=== Data to use ===
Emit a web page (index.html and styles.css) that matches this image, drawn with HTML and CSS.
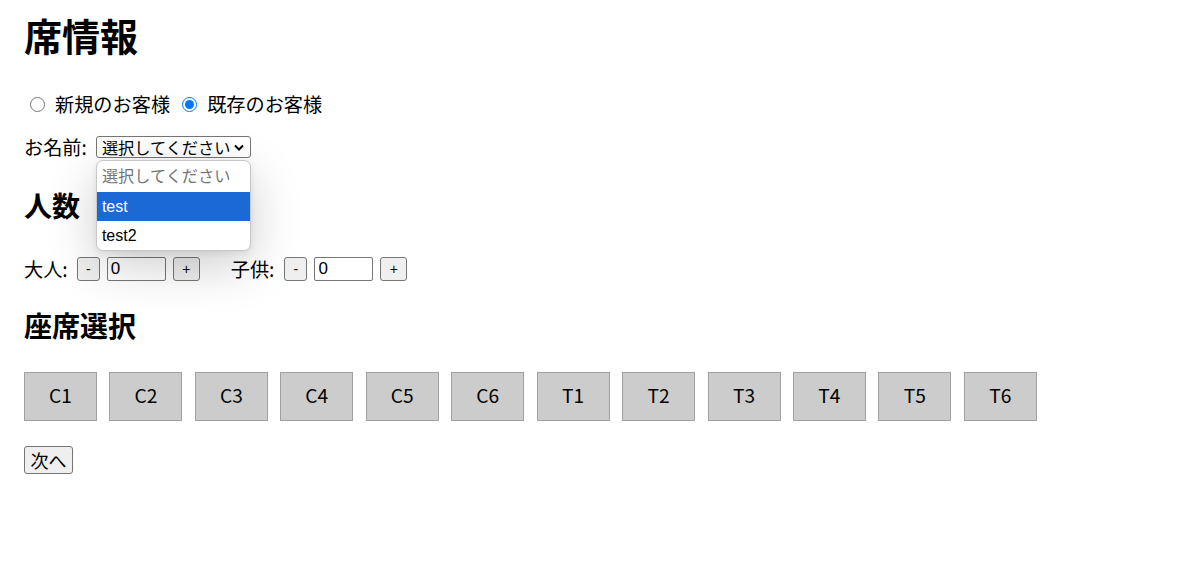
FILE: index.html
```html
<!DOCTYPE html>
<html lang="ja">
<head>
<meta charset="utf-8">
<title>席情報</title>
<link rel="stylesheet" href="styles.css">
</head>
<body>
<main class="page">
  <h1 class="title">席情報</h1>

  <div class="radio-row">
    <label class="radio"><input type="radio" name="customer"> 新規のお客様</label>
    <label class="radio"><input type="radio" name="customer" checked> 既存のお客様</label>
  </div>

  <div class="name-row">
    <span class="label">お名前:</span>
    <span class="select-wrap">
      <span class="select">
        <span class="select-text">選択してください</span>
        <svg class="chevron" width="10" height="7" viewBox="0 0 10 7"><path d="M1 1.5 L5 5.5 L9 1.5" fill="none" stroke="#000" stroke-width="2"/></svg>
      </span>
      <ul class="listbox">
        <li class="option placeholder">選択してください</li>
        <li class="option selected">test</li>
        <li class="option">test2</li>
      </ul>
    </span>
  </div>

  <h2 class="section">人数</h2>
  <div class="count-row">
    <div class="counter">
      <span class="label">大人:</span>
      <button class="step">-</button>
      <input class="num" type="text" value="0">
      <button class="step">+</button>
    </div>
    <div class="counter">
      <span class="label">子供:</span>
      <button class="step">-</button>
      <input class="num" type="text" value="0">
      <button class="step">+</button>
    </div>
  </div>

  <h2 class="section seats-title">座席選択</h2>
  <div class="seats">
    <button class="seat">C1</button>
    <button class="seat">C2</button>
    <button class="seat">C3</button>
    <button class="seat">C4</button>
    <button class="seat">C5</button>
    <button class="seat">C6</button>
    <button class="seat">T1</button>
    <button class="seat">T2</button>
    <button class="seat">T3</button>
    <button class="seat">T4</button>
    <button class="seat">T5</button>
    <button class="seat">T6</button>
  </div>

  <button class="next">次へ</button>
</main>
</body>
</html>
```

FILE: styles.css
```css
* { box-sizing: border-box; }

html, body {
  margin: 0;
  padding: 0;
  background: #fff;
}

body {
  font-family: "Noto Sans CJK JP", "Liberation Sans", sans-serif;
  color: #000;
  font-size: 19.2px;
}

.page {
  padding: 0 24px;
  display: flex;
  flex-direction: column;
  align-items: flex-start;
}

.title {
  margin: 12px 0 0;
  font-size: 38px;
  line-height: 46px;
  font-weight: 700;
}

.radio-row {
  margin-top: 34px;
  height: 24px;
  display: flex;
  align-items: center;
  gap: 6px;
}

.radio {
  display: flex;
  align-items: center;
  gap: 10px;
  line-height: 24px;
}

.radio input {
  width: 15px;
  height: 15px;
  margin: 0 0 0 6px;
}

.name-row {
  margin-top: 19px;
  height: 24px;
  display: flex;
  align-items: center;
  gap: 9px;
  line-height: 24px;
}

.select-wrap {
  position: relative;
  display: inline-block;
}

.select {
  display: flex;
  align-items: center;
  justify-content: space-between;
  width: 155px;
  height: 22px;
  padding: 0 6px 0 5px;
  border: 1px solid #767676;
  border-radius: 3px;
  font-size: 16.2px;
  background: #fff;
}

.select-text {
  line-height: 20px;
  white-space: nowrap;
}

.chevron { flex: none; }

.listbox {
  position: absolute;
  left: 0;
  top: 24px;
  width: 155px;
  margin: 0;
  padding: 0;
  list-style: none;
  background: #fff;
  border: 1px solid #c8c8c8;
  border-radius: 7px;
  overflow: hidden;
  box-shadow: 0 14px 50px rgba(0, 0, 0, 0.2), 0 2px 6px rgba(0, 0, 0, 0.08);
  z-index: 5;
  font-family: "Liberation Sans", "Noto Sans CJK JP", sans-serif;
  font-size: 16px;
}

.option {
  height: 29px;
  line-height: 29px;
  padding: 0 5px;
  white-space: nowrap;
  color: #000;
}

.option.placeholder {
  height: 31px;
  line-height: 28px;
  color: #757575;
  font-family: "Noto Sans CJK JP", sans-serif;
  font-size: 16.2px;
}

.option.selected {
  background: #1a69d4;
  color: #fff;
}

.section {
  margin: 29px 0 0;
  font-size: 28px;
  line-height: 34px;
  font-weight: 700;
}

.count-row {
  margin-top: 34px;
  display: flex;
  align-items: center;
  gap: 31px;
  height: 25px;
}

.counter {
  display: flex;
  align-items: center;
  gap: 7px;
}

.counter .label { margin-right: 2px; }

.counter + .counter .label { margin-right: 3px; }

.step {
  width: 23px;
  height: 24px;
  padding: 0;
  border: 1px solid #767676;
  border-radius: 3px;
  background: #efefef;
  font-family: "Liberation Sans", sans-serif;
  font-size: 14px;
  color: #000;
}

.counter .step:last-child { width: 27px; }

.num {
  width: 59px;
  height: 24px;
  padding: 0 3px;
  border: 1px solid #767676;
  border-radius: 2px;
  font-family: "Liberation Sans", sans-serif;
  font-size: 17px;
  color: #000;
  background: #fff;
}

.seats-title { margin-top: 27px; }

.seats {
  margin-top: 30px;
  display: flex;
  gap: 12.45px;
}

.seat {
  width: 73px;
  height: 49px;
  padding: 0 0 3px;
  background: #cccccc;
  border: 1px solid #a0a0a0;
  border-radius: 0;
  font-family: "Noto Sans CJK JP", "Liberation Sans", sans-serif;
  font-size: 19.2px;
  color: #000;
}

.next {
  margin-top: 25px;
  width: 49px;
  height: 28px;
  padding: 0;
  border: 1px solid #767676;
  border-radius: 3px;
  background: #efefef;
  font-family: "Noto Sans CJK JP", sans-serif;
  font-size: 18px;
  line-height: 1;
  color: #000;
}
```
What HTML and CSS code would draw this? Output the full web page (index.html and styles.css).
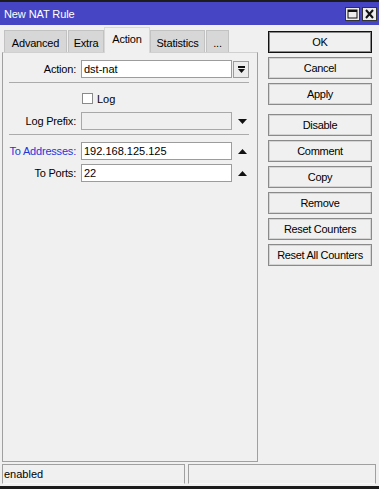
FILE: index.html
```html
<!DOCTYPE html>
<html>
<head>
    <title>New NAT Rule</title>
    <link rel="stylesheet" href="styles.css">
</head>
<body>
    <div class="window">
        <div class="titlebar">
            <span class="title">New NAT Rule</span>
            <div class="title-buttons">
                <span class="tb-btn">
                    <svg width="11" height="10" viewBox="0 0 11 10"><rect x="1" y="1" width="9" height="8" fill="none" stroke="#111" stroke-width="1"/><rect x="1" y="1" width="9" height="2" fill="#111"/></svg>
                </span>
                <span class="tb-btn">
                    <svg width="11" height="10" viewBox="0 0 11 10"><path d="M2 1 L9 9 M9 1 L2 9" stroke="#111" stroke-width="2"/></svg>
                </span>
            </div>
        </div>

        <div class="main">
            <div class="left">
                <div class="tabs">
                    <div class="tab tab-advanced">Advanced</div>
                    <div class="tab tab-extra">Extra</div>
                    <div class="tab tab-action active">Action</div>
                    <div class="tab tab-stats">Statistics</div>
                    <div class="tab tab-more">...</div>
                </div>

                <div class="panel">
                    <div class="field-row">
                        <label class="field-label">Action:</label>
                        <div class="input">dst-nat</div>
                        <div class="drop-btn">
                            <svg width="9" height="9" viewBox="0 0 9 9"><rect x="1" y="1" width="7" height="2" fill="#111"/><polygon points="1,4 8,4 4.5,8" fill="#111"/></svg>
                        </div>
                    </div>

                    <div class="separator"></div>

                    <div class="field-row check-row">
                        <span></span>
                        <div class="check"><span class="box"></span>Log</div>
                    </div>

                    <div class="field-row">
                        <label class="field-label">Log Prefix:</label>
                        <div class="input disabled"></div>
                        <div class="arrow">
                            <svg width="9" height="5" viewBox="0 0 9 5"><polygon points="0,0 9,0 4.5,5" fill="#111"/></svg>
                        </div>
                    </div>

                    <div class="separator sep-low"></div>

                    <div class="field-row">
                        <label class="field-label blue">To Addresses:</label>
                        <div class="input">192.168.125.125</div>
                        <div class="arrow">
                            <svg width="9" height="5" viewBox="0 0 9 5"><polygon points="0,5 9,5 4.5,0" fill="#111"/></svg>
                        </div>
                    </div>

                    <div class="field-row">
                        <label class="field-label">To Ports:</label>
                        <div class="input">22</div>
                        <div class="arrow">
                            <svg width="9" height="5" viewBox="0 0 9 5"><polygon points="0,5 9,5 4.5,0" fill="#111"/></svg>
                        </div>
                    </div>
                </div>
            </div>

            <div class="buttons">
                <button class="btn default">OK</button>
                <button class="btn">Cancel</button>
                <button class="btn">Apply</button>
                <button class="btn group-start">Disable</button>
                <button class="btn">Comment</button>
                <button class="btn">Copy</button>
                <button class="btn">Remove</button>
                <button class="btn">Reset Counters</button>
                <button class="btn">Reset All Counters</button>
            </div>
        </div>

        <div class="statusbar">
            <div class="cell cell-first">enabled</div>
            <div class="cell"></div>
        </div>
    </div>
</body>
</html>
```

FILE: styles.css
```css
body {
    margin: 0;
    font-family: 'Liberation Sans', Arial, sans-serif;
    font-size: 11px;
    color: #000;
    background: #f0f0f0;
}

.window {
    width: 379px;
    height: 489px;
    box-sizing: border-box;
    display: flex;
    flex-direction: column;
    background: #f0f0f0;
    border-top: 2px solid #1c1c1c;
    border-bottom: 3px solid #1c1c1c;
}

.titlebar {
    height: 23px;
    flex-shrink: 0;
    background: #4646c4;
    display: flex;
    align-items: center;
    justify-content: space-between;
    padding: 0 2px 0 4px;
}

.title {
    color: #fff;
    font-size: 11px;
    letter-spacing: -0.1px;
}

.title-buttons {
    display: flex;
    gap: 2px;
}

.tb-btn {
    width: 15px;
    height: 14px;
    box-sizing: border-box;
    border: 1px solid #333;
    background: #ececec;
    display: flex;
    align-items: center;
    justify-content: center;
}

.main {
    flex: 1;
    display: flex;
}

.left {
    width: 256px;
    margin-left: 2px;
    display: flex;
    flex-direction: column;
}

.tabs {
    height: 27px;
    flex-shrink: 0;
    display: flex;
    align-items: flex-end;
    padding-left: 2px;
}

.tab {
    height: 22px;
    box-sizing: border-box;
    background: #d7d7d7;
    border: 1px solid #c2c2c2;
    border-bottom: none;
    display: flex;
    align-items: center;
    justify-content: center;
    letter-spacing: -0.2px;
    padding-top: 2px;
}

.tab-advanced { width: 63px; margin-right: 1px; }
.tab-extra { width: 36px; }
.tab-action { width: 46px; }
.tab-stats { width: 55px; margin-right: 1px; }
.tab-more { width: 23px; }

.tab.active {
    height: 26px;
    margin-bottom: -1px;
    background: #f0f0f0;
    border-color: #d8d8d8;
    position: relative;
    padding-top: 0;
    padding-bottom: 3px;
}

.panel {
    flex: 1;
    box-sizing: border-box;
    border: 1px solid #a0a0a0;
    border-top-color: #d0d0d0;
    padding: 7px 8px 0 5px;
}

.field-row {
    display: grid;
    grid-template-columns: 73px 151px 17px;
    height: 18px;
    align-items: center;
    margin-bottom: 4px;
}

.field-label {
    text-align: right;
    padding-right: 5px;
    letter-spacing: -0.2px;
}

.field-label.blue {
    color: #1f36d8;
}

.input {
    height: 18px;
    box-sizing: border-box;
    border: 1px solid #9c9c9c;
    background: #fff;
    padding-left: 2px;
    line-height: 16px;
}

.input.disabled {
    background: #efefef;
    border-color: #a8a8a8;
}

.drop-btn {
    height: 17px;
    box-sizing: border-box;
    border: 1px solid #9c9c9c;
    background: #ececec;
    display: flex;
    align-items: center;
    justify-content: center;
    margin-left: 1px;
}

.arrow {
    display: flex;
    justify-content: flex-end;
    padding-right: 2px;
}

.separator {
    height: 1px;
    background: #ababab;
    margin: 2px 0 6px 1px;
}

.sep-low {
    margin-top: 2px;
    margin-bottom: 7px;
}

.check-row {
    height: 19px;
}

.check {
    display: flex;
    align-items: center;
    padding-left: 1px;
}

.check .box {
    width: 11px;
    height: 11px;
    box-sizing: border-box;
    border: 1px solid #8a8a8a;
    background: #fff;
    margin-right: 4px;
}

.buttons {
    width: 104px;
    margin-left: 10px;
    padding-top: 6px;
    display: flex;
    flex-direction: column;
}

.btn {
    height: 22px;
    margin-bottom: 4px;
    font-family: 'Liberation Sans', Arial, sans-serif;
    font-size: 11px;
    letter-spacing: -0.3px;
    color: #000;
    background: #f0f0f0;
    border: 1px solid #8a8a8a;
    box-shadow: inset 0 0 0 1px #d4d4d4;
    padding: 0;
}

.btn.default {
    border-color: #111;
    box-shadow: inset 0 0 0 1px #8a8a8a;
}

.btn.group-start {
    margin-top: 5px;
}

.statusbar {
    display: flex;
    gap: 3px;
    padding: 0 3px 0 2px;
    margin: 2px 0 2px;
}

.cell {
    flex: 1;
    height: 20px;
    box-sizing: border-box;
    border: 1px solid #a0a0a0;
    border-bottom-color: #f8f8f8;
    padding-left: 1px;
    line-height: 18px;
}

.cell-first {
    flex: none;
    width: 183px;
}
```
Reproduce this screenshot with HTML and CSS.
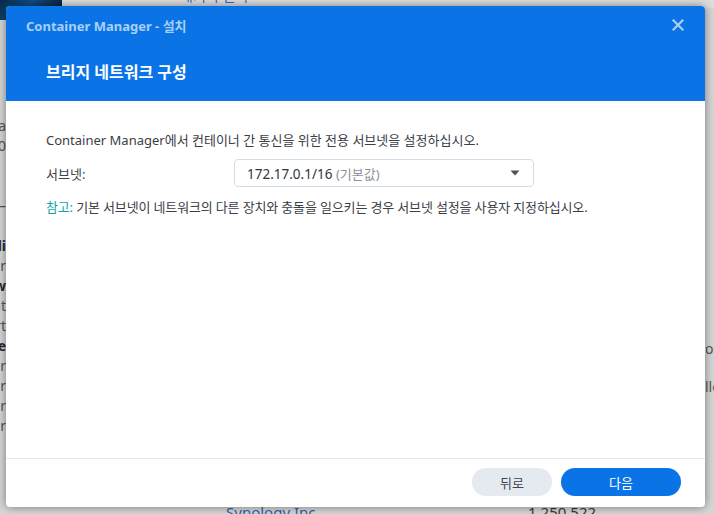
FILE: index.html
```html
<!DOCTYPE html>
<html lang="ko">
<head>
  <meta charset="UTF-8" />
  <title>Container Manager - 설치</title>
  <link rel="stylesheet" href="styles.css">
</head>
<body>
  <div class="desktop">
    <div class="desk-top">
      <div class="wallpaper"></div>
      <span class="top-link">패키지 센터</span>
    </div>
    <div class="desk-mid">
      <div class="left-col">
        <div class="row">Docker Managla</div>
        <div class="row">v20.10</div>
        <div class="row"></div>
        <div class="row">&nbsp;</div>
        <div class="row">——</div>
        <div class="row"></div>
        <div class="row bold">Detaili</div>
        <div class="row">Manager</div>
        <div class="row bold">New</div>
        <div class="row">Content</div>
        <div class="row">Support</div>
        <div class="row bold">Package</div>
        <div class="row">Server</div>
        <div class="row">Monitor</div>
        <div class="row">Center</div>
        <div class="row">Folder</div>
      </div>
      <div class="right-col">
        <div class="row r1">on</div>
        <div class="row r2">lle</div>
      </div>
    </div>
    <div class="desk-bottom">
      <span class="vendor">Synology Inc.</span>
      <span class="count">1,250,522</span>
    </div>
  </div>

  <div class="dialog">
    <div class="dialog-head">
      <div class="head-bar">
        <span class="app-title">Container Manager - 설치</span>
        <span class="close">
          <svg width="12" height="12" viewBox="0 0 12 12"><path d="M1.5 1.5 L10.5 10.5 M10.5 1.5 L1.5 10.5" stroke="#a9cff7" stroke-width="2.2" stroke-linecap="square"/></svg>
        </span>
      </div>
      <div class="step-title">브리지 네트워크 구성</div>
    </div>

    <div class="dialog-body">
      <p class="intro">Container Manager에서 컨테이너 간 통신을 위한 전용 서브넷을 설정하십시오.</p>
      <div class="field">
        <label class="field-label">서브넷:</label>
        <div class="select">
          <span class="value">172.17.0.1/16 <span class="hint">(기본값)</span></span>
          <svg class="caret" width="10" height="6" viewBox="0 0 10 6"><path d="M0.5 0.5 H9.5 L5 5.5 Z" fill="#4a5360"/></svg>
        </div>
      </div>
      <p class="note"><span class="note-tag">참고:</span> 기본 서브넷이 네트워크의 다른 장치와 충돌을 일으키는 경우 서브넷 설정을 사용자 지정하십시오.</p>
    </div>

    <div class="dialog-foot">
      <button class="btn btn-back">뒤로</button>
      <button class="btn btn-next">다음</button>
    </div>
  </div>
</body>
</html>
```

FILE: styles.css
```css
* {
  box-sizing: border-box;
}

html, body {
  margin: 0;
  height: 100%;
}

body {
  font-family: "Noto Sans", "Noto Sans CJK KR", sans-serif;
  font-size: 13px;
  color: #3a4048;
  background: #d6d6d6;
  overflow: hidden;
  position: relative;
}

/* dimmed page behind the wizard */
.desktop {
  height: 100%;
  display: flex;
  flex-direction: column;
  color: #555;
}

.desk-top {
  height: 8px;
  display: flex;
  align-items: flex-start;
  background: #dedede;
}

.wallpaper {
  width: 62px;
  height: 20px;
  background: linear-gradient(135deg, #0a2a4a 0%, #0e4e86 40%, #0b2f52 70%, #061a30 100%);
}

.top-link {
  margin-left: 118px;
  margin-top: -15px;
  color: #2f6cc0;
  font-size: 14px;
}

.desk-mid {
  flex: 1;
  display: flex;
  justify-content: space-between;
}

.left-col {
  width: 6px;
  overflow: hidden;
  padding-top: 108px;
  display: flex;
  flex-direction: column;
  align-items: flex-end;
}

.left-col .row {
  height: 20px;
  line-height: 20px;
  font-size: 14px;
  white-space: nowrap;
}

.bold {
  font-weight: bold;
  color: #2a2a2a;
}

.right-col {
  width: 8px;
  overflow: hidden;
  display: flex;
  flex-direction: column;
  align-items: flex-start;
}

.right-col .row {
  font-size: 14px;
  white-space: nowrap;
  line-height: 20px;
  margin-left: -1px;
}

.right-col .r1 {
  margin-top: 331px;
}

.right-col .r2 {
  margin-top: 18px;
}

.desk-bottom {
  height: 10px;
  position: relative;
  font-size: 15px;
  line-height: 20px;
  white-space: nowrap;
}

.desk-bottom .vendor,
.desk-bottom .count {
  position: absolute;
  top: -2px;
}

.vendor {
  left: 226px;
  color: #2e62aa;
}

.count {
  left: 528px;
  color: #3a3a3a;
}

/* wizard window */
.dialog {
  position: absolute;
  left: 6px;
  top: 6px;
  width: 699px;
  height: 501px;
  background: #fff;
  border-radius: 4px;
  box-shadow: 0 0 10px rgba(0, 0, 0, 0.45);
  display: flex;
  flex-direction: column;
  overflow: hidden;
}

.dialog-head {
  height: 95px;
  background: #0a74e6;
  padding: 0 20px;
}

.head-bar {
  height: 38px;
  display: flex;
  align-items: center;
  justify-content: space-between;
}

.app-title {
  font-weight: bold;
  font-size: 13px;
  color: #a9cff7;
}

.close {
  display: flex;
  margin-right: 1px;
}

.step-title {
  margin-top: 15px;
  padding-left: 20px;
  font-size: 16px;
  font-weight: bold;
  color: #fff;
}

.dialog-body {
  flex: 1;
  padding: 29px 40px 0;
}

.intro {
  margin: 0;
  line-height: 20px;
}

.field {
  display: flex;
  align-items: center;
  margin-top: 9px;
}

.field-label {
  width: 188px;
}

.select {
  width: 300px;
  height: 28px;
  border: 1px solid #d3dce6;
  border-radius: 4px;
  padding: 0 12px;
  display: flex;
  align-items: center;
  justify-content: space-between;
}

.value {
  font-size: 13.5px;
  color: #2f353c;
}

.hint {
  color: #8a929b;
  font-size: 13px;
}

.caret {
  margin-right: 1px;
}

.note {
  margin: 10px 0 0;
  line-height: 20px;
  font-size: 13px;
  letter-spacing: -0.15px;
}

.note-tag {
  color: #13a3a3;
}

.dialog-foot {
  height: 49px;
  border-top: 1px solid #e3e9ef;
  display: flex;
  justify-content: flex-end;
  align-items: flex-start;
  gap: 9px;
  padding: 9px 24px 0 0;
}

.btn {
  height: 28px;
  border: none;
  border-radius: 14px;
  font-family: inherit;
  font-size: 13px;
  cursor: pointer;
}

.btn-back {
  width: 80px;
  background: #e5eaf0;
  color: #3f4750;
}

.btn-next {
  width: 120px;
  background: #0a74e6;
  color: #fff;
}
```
===
**Exercise directions**
Take every line from the data above that holds "this" and copy it out.

**The output**
Emit a web page (index.html and styles.css) that matches this image, drawn with HTML and CSS.
What HTML and CSS code would draw this? Output the full web page (index.html and styles.css).
Reproduce this screenshot with HTML and CSS.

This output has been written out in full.